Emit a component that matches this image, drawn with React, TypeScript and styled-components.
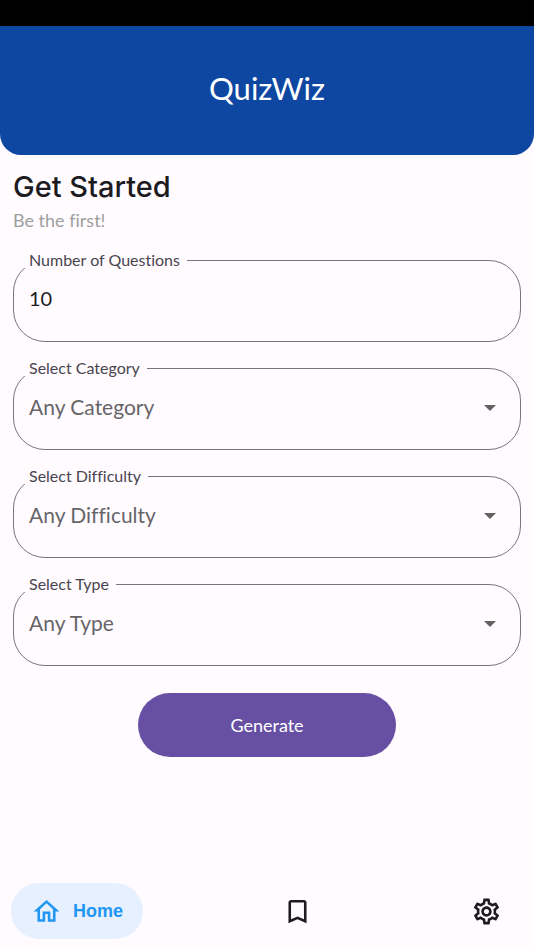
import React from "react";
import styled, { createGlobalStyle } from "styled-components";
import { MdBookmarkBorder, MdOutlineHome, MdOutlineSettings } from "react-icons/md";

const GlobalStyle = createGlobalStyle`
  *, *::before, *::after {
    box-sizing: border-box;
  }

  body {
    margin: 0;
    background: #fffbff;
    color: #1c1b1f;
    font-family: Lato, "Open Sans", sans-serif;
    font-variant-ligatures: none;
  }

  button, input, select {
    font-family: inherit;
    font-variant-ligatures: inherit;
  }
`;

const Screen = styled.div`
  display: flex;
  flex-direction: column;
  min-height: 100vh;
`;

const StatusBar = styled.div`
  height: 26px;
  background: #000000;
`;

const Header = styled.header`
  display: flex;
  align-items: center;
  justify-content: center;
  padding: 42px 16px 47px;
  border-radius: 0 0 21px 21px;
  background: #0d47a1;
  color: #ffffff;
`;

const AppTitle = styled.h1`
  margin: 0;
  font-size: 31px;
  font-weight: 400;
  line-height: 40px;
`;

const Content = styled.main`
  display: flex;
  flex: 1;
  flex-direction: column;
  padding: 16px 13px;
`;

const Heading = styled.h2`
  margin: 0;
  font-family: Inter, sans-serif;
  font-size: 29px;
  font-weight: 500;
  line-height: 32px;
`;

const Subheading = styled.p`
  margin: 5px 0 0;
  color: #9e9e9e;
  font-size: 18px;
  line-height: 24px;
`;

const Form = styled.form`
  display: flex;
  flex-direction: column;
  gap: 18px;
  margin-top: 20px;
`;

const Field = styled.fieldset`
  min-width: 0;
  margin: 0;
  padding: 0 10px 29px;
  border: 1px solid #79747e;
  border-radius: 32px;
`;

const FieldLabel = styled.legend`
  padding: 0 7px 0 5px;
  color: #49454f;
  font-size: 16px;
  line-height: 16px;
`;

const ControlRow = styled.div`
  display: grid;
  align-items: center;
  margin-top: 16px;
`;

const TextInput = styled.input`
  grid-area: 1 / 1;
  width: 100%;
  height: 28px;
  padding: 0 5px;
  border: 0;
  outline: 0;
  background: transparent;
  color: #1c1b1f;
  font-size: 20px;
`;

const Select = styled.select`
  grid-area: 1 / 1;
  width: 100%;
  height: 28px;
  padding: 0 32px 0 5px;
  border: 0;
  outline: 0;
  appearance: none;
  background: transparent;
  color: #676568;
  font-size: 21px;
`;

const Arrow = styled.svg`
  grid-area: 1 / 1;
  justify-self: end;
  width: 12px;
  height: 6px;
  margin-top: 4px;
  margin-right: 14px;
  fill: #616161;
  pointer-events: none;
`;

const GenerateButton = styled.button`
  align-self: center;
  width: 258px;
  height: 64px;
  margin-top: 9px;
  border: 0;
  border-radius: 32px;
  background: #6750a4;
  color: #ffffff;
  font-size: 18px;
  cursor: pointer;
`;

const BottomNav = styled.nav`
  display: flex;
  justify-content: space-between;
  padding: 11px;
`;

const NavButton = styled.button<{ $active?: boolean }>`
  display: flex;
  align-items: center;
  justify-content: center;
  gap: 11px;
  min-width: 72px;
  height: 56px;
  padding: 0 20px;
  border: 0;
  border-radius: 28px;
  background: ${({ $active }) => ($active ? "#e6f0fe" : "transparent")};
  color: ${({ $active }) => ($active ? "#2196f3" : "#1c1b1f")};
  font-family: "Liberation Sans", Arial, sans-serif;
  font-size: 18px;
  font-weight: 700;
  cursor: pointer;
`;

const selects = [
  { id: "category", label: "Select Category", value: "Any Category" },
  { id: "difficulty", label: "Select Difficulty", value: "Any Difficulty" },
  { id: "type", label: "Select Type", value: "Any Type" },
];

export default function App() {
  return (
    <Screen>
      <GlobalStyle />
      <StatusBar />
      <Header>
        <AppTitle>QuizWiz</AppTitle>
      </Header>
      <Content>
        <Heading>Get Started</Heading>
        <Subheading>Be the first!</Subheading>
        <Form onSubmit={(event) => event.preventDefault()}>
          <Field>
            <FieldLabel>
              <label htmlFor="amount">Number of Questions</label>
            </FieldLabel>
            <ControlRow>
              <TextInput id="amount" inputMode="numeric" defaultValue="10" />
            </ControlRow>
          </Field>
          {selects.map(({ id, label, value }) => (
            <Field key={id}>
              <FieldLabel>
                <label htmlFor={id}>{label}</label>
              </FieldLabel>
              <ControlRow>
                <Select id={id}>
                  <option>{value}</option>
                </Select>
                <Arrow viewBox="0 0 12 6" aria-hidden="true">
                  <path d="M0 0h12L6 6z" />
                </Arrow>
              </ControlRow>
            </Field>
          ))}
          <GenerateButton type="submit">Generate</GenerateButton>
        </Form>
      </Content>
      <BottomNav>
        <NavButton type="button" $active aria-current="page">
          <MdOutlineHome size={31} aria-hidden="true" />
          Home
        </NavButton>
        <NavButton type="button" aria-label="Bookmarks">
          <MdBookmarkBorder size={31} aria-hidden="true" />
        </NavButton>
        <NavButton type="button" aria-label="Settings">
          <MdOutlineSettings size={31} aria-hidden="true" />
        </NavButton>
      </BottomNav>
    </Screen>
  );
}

▶ WHAT IS EXPECTED: Go through the material and copy out every line with "components" in it.

▶ CORRECT RESPONSE:
Emit a component that matches this image, drawn with React, TypeScript and styled-components.
import styled, { createGlobalStyle } from "styled-components";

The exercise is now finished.